Avoid debt like the plague. Traditional financial advice tells you that debt is a tool, which can be both good and a bad thing. The truth is, debt is much more a bad thing, than a good thing. Yes, debt is the easy- way out for just about everything. Getting through college, buying a car or another item. The motto seems to be, “I can have it now, and pay a low monthly payment!” Sounds good, right? Not exactly. The problem with debt is that it adds an incredible amount of risk to your life and puts you in a form of bondage. One payment might be okay, but do not be fooled for a second that this is just “The one thing” that I’m going to use debt to buy. What happens when you want a new car, or a bigger TV? More payments. These payments eventually snowball, and all of your money will be going in, and all of your money will be going out and you will be making no traction what so ever. What happens when you lose your job? Where is the money going to come from? How do you know when you have too much debt? These are all very important questions you need to ask yourself. It makes much more money to save up for things rather than to take a guess on what your financial future will be. No one has ever regretted paying off a debt.

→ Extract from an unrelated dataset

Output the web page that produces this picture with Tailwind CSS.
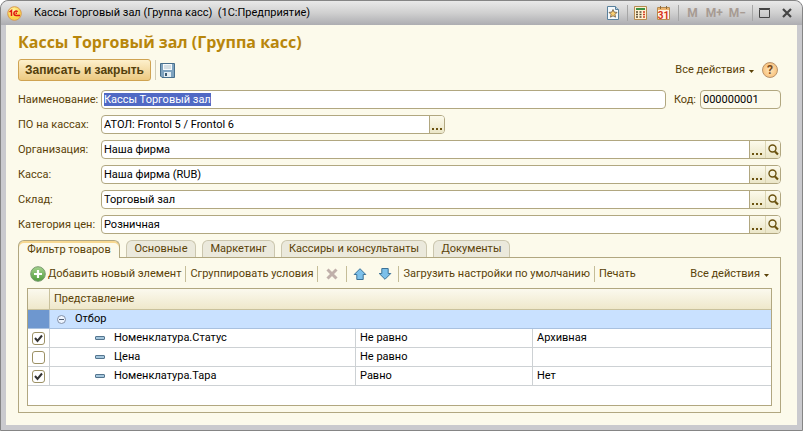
<!DOCTYPE html>
<html lang="ru">
<head>
    <meta charset="UTF-8">
    <meta name="viewport" content="width=device-width, initial-scale=1.0">
    <title>Кассы Торговый зал (Группа касс)</title>
    <script src="https://cdn.jsdelivr.net/npm/@tailwindcss/browser@4"></script>
</head>
<body class="bg-white font-['Roboto','Liberation_Sans',sans-serif] text-[11px] text-[#5a4208]">
    <svg class="hidden">
        <symbol id="search" viewBox="0 0 11 12">
            <circle cx="4.5" cy="4.5" r="3.5" fill="none" stroke="#6b5310" stroke-width="1.4"/>
            <path d="M7 7.5l3 3" stroke="#6b5310" stroke-width="2.2"/>
        </symbol>
        <symbol id="dots" viewBox="0 0 11 2">
            <path d="M0 0h2v2H0zM4 0h2v2H4zM8 0h2v2H8z" fill="#6b5310"/>
        </symbol>
        <symbol id="caret" viewBox="0 0 5 3">
            <path d="M0 0h5L2.500 3z" fill="#5a4208"/>
        </symbol>
        <symbol id="dash" viewBox="0 0 10 4">
            <rect x=".5" y=".5" width="9" height="3" rx=".5" fill="#a5c6dc" stroke="#54758f"/>
        </symbol>
        <symbol id="tick" viewBox="0 0 9 9">
            <path d="M1 4l2.500 3L8 1.500" fill="none" stroke="#333" stroke-width="2"/>
        </symbol>
    </svg>

    <div class="flex min-h-screen flex-col rounded-t-lg border border-[#858585] bg-[#cacace] px-[5px] pb-[5px]">
        <!-- Title bar -->
        <header class="-mx-[5px] flex h-6 items-center rounded-t-lg bg-linear-to-b from-[#e9e9e9] via-[#d0d0d0] to-[#adadb1] pr-2.5 pl-1.5 text-black">
            <svg class="mr-3 size-[15px]" viewBox="0 0 15 15">
                <defs>
                    <radialGradient id="logoFill" cx=".4" cy=".3"><stop offset="0" stop-color="#fffbb0"/><stop offset="1" stop-color="#fbd24a"/></radialGradient>
                </defs>
                <circle cx="7.500" cy="7.500" r="6.800" fill="url(#logoFill)" stroke="#d99a50"/>
                <path d="M2.500 6l2-1.500V10M10.500 6c-.8-1.500-3.600-1.200-3.600 1.300 0 1.600 1 2.200 2.200 2.200H13M10 7.300H8.500" fill="none" stroke="#e01810" stroke-width="1.500"/>
            </svg>
            <span class="flex-1 truncate whitespace-pre">Кассы Торговый зал (Группа касс)  (1С:Предприятие)</span>
            <div class="flex items-center text-xs font-bold text-[#a79b93]">
                <button aria-label="Избранное" class="mr-2">
                    <svg class="h-[14px] w-3" viewBox="0 0 12 14">
                        <path d="M.5.5h8l3 3v10H.5z" fill="#f4f9fc" stroke="#58809c"/>
                        <path d="M8.500.5v3h3" fill="#b9d2e2" stroke="#58809c"/>
                        <path d="M6 3.500l1.200 2.600 2.800.3-2 2 .5 2.800L6 9.800l-2.500 1.400.5-2.800-2-2 2.800-.3z" fill="#f9ce72" stroke="#6b5640" stroke-width=".8"/>
                    </svg>
                </button>
                <span class="mr-1.5 h-4 w-px bg-[#a6a6a6]"></span>
                <button aria-label="Калькулятор" class="mr-2.5">
                    <svg class="h-[14px] w-[13px]" viewBox="0 0 13 14">
                        <path d="M.5.5h12v13H.5z" fill="#fff0d2" stroke="#b58a50"/>
                        <path d="M2 2h9v2H2z" fill="#3d9142"/>
                        <path d="M2 6h2M2 8.500h2M2 11h2M5.500 6h2M5.500 8.500h2M5.500 11h2" stroke="#5a4a30" stroke-width="1.300"/>
                        <path d="M9 6h2M9 8.500h2M9 11h2" stroke="#d23b20" stroke-width="1.300"/>
                    </svg>
                </button>
                <button aria-label="Календарь" class="mr-2">
                    <svg class="h-[14px] w-[13px]" viewBox="0 0 13 14">
                        <path d="M.5 1.500h12v12H.5z" fill="#fff5e4" stroke="#b58a50"/>
                        <path d="M1 2h11v2H1z" fill="#eeb46c"/>
                        <path d="M3.500 0v3M9.500 0v3" stroke="#8c6a3c"/>
                        <text x="6.500" y="12.500" text-anchor="middle" font-size="10" font-weight="bold" font-family="Roboto" fill="#d8321c">31</text>
                    </svg>
                </button>
                <span class="mr-2 h-4 w-px bg-[#a6a6a6]"></span>
                <button class="mr-2">M</button>
                <button class="mr-1.5">M+</button>
                <button class="mr-1.5">M−</button>
                <span class="mr-1.5 h-4 w-px bg-[#a6a6a6]"></span>
                <button aria-label="Развернуть" class="mr-3">
                    <svg class="h-[10px] w-[11px]" viewBox="0 0 11 10"><path d="M.5 1.500h10v8H.5zM0 .5h11" fill="none" stroke="#444"/></svg>
                </button>
                <button aria-label="Закрыть">
                    <svg class="size-[10px]" viewBox="0 0 10 10"><path d="M1 1l8 8M9 1l-8 8" stroke="#444" stroke-width="2.200"/></svg>
                </button>
            </div>
        </header>

        <main class="flex flex-1 flex-col bg-[#fcfaeb] pt-[7px] pr-4 pb-3 pl-3">
            <h1 class="font-['Open_Sans',sans-serif] text-base leading-5 font-bold text-[#b8860b]">Кассы Торговый зал (Группа касс)</h1>

            <div class="mt-[7px] flex h-[22px] items-center">
                <button class="h-[22px] rounded-[3px] border border-[#cfa352] bg-linear-to-b from-[#fdf0cc] to-[#ecc980] px-1.5 font-['Liberation_Sans',sans-serif] text-xs font-bold text-[#54400c]">Записать и закрыть</button>
                <span class="mx-1 h-5 w-px bg-[#d3cdb4]"></span>
                <button aria-label="Записать">
                    <svg class="size-[15px]" viewBox="0 0 15 15">
                        <path d="M.5.5h14v14H2L.5 13z" fill="#7fa3bf" stroke="#486f8c"/>
                        <path d="M3 1h9v6H3z" fill="#f5f9fb"/>
                        <path d="M4 3h7M4 5h7" stroke="#b3c3cc"/>
                        <path d="M4 9h7v5H4z" fill="#e3edf3"/>
                        <path d="M5 10h2v3H5z" fill="#3a5a72"/>
                    </svg>
                </button>
                <button class="ml-auto flex items-center gap-1">Все действия <svg class="mt-0.5 h-[3px] w-[5px]"><use href="#caret"/></svg></button>
                <button aria-label="Справка" class="mr-[3px] ml-2 size-4 rounded-full border border-[#b9936b] bg-radial from-[#ffe7bd] to-[#f5b565] text-center text-xs leading-[14px] font-bold text-[#7a4a1c]">?</button>
            </div>

            <!-- Form fields -->
            <form class="mt-[9px] grid grid-cols-[83px_1fr] items-center gap-y-1.5 leading-[17px]">
                <label for="name">Наименование:</label>
                <div class="flex items-center">
                    <input id="name" value="Кассы Торговый зал" class="h-[19px] min-w-0 flex-1 rounded-sm border border-[#b1a780] bg-white px-0.5 text-black outline-none selection:bg-[#5069c4] selection:text-white">
                    <label for="code" class="mr-1 ml-2">Код:</label>
                    <input id="code" value="000000001" readonly class="h-[19px] w-[81px] rounded-sm border border-[#b1a780] px-0.5 text-black outline-none">
                </div>

                <label for="software">ПО на кассах:</label>
                <div class="flex h-[19px] w-[344px] overflow-hidden rounded-sm border border-[#b1a780] bg-white">
                    <input id="software" value="АТОЛ: Frontol 5 / Frontol 6" class="min-w-0 flex-1 px-0.5 text-black outline-none">
                    <button type="button" aria-label="Выбрать" class="flex w-[15px] items-end justify-center border-l border-[#b1a780] bg-linear-to-b from-[#fcfaeb] to-[#ebe6c8] pb-[3px]"><svg class="h-0.5 w-[11px]"><use href="#dots"/></svg></button>
                </div>

                <label for="organization">Организация:</label>
                <div class="flex h-[19px] overflow-hidden rounded-sm border border-[#b1a780] bg-white">
                    <input id="organization" value="Наша фирма" class="min-w-0 flex-1 px-0.5 text-black outline-none">
                    <button type="button" aria-label="Выбрать" class="flex w-4 items-end justify-center border-l border-[#b1a780] bg-linear-to-b from-[#fcfaeb] to-[#ebe6c8] pb-[3px]"><svg class="h-0.5 w-[11px]"><use href="#dots"/></svg></button>
                    <button type="button" aria-label="Открыть" class="flex w-[15px] items-center justify-center border-l border-[#dcd6b4] bg-linear-to-b from-[#fcfaeb] to-[#ebe6c8]"><svg class="h-3 w-[11px]"><use href="#search"/></svg></button>
                </div>

                <label for="cashbox">Касса:</label>
                <div class="flex h-[19px] overflow-hidden rounded-sm border border-[#b1a780] bg-white">
                    <input id="cashbox" value="Наша фирма (RUB)" class="min-w-0 flex-1 px-0.5 text-black outline-none">
                    <button type="button" aria-label="Выбрать" class="flex w-4 items-end justify-center border-l border-[#b1a780] bg-linear-to-b from-[#fcfaeb] to-[#ebe6c8] pb-[3px]"><svg class="h-0.5 w-[11px]"><use href="#dots"/></svg></button>
                    <button type="button" aria-label="Открыть" class="flex w-[15px] items-center justify-center border-l border-[#dcd6b4] bg-linear-to-b from-[#fcfaeb] to-[#ebe6c8]"><svg class="h-3 w-[11px]"><use href="#search"/></svg></button>
                </div>

                <label for="warehouse">Склад:</label>
                <div class="flex h-[19px] overflow-hidden rounded-sm border border-[#b1a780] bg-white">
                    <input id="warehouse" value="Торговый зал" class="min-w-0 flex-1 px-0.5 text-black outline-none">
                    <button type="button" aria-label="Выбрать" class="flex w-4 items-end justify-center border-l border-[#b1a780] bg-linear-to-b from-[#fcfaeb] to-[#ebe6c8] pb-[3px]"><svg class="h-0.5 w-[11px]"><use href="#dots"/></svg></button>
                    <button type="button" aria-label="Открыть" class="flex w-[15px] items-center justify-center border-l border-[#dcd6b4] bg-linear-to-b from-[#fcfaeb] to-[#ebe6c8]"><svg class="h-3 w-[11px]"><use href="#search"/></svg></button>
                </div>

                <label for="price" class="whitespace-nowrap">Категория цен:</label>
                <div class="flex h-[19px] overflow-hidden rounded-sm border border-[#b1a780] bg-white">
                    <input id="price" value="Розничная" class="min-w-0 flex-1 px-0.5 text-black outline-none">
                    <button type="button" aria-label="Выбрать" class="flex w-4 items-end justify-center border-l border-[#b1a780] bg-linear-to-b from-[#fcfaeb] to-[#ebe6c8] pb-[3px]"><svg class="h-0.5 w-[11px]"><use href="#dots"/></svg></button>
                    <button type="button" aria-label="Открыть" class="flex w-[15px] items-center justify-center border-l border-[#dcd6b4] bg-linear-to-b from-[#fcfaeb] to-[#ebe6c8]"><svg class="h-3 w-[11px]"><use href="#search"/></svg></button>
                </div>
            </form>

            <!-- Tabs -->
            <div role="tablist" class="mt-1.5 flex h-[17px] items-stretch gap-1.5 leading-4 whitespace-nowrap">
                <button role="tab" aria-selected="true" class="z-10 -mb-px w-[102px] rounded-t-md border border-b-0 border-[#b1a780] bg-[#fcfaeb] shadow-[inset_0_2px_#f7d891]">Фильтр товаров</button>
                <button role="tab" class="w-[70px] rounded-t-md border border-b-0 border-[#cbc6ae] bg-[#ebe9dc]">Основные</button>
                <button role="tab" class="w-[73px] rounded-t-md border border-b-0 border-[#cbc6ae] bg-[#ebe9dc]">Маркетинг</button>
                <button role="tab" class="w-[146px] rounded-t-md border border-b-0 border-[#cbc6ae] bg-[#ebe9dc]">Кассиры и консультанты</button>
                <button role="tab" class="w-[77px] rounded-t-md border border-b-0 border-[#cbc6ae] bg-[#ebe9dc]">Документы</button>
            </div>

            <section class="flex flex-1 flex-col border border-[#b1a780] px-2 pb-1.5">
                <div class="flex h-[30px] items-center pt-0.5 pl-[3px] whitespace-nowrap">
                    <button class="flex items-center gap-0.5">
                        <svg class="size-4" viewBox="0 0 16 16">
                            <defs>
                                <linearGradient id="addFill" x2="0" y2="1"><stop stop-color="#a5d38d"/><stop offset="1" stop-color="#4f9c3c"/></linearGradient>
                            </defs>
                            <circle cx="8" cy="8" r="7.300" fill="url(#addFill)" stroke="#7a9a70"/>
                            <path d="M8 4v8M4 8h8" stroke="#fff" stroke-width="2.200"/>
                        </svg>
                        Добавить новый элемент
                    </button>
                    <span class="mx-1 h-4 w-px bg-[#c5bd98]"></span>
                    <button>Сгруппировать условия</button>
                    <span class="mx-1 h-4 w-px bg-[#c5bd98]"></span>
                    <button aria-label="Удалить" class="mx-1">
                        <svg class="size-3" viewBox="0 0 12 12"><path d="M1.500 1.500l9 9M10.500 1.500l-9 9" stroke="#c0b0aa" stroke-width="3"/></svg>
                    </button>
                    <span class="mx-1 h-4 w-px bg-[#c5bd98]"></span>
                    <button aria-label="Вверх" class="mx-0.5">
                        <svg class="h-3 w-[14px]" viewBox="0 0 14 12"><path d="M7 .7l5.800 5.800h-2.600v5H3.800v-5H1.200z" fill="#7cc0ea" stroke="#3c7297"/></svg>
                    </button>
                    <button aria-label="Вниз" class="mr-0.5 ml-[9px]">
                        <svg class="h-3 w-[14px]" viewBox="0 0 14 12"><path d="M7 11.300l5.800-5.800h-2.600v-5H3.800v5H1.200z" fill="#7cc0ea" stroke="#3c7297"/></svg>
                    </button>
                    <span class="mx-1 h-4 w-px bg-[#c5bd98]"></span>
                    <button>Загрузить настройки по умолчанию</button>
                    <span class="mx-1 h-4 w-px bg-[#c5bd98]"></span>
                    <button>Печать</button>
                    <button class="mr-[3px] ml-auto flex items-center gap-1">Все действия <svg class="mt-0.5 h-[3px] w-[5px]"><use href="#caret"/></svg></button>
                </div>

                <div class="flex-1 border border-[#b1a780] bg-white">
                    <table class="w-full table-fixed border-separate border-spacing-0 text-left leading-[18px]">
                        <colgroup>
                            <col class="w-[22px]">
                            <col class="w-[306px]">
                            <col class="w-[177px]">
                            <col>
                        </colgroup>
                        <thead>
                            <tr class="h-[21px] bg-linear-to-b from-[#fbf9ee] to-[#eee7c9]">
                                <th class="border-r border-b border-[#c9c19c]"></th>
                                <th colspan="3" class="border-b border-[#c9c19c] pl-1 font-normal">Представление</th>
                            </tr>
                        </thead>
                        <tbody class="text-black">
                            <tr class="h-[19px] bg-[#c9e1ff]">
                                <td class="border-r border-b border-[#a9c1df] bg-[#6e97cf]"></td>
                                <td colspan="3" class="border-b border-[#a9c1df] pl-[7px]">
                                    <div class="flex items-center gap-[9px]">
                                        <svg class="size-[9px]" viewBox="0 0 9 9"><circle cx="4.500" cy="4.500" r="4" fill="#eef5ff" stroke="#8391a8"/><path d="M2 4.500h5" stroke="#4c5a70"/></svg>
                                        Отбор
                                    </div>
                                </td>
                            </tr>
                            <tr class="h-[19px]">
                                <td class="border-r border-b border-[#cdd1d4]">
                                    <div class="relative mx-auto size-[13px]">
                                        <input type="checkbox" checked aria-label="Номенклатура.Статус" class="peer block size-[13px] appearance-none rounded-[3px] border border-[#9c9165] bg-white">
                                        <svg class="pointer-events-none absolute top-0.5 left-0.5 hidden size-[9px] peer-checked:block"><use href="#tick"/></svg>
                                    </div>
                                </td>
                                <td class="border-r border-b border-[#cdd1d4] pl-[45px]"><div class="flex items-center gap-[9px]"><svg class="h-1 w-[10px]"><use href="#dash"/></svg>Номенклатура.Статус</div></td>
                                <td class="border-r border-b border-[#cdd1d4] pl-1">Не равно</td>
                                <td class="border-b border-[#cdd1d4] pl-1">Архивная</td>
                            </tr>
                            <tr class="h-[19px]">
                                <td class="border-r border-b border-[#cdd1d4]">
                                    <div class="relative mx-auto size-[13px]">
                                        <input type="checkbox" aria-label="Цена" class="peer block size-[13px] appearance-none rounded-[3px] border border-[#9c9165] bg-white">
                                        <svg class="pointer-events-none absolute top-0.5 left-0.5 hidden size-[9px] peer-checked:block"><use href="#tick"/></svg>
                                    </div>
                                </td>
                                <td class="border-r border-b border-[#cdd1d4] pl-[45px]"><div class="flex items-center gap-[9px]"><svg class="h-1 w-[10px]"><use href="#dash"/></svg>Цена</div></td>
                                <td class="border-r border-b border-[#cdd1d4] pl-1">Не равно</td>
                                <td class="border-b border-[#cdd1d4] pl-1"></td>
                            </tr>
                            <tr class="h-[19px]">
                                <td class="border-r border-b border-[#cdd1d4]">
                                    <div class="relative mx-auto size-[13px]">
                                        <input type="checkbox" checked aria-label="Номенклатура.Тара" class="peer block size-[13px] appearance-none rounded-[3px] border border-[#9c9165] bg-white">
                                        <svg class="pointer-events-none absolute top-0.5 left-0.5 hidden size-[9px] peer-checked:block"><use href="#tick"/></svg>
                                    </div>
                                </td>
                                <td class="border-r border-b border-[#cdd1d4] pl-[45px]"><div class="flex items-center gap-[9px]"><svg class="h-1 w-[10px]"><use href="#dash"/></svg>Номенклатура.Тара</div></td>
                                <td class="border-r border-b border-[#cdd1d4] pl-1">Равно</td>
                                <td class="border-b border-[#cdd1d4] pl-1">Нет</td>
                            </tr>
                        </tbody>
                    </table>
                </div>
            </section>
        </main>
    </div>

    <script>
        const nameInput = document.getElementById("name");
        nameInput.focus();
        nameInput.select();
    </script>
</body>
</html>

Student loans are no exception. It seems as if they are a requisite for a majority of students. Yes, you can graduate from college without student loans, it is not easy by any means, but it can be done, and you will thank yourself afterwards for doing so. It requires work, a lot of work, applying for scholarships, keeping a tight budget, but it can be done. Not everyone will take the challenge and do this, but this does not mean you should just let your self go financially in college. You should still work, budget, save money and reduce debt. You might not be totally debt free after graduation, but you will be in a much better position after graduation.

Be Disciplined. If you do smart things with your money for one month, you might not notice all that much of a difference. The absolute key is to do smart things with money, and keep doing smart things with money. Once you have some traction, it will keep building, and you will be going in a positive direction. The first month might not be all that noticeable, but a year or two down the line, you will be miles ahead.

In this day and age, anyone talking about finances will tell you that they are not offering financial advice for legal purposes, whatever the medium radio, television, or print. The reasoning for this legal firewall is because those giving you advice do not believe what they are promoting and do not want to be sued if someone follows his or her advice and fails. The author of this article is not making that statement. I am offering you financial advice-good financial advice. Go ahead, and take it.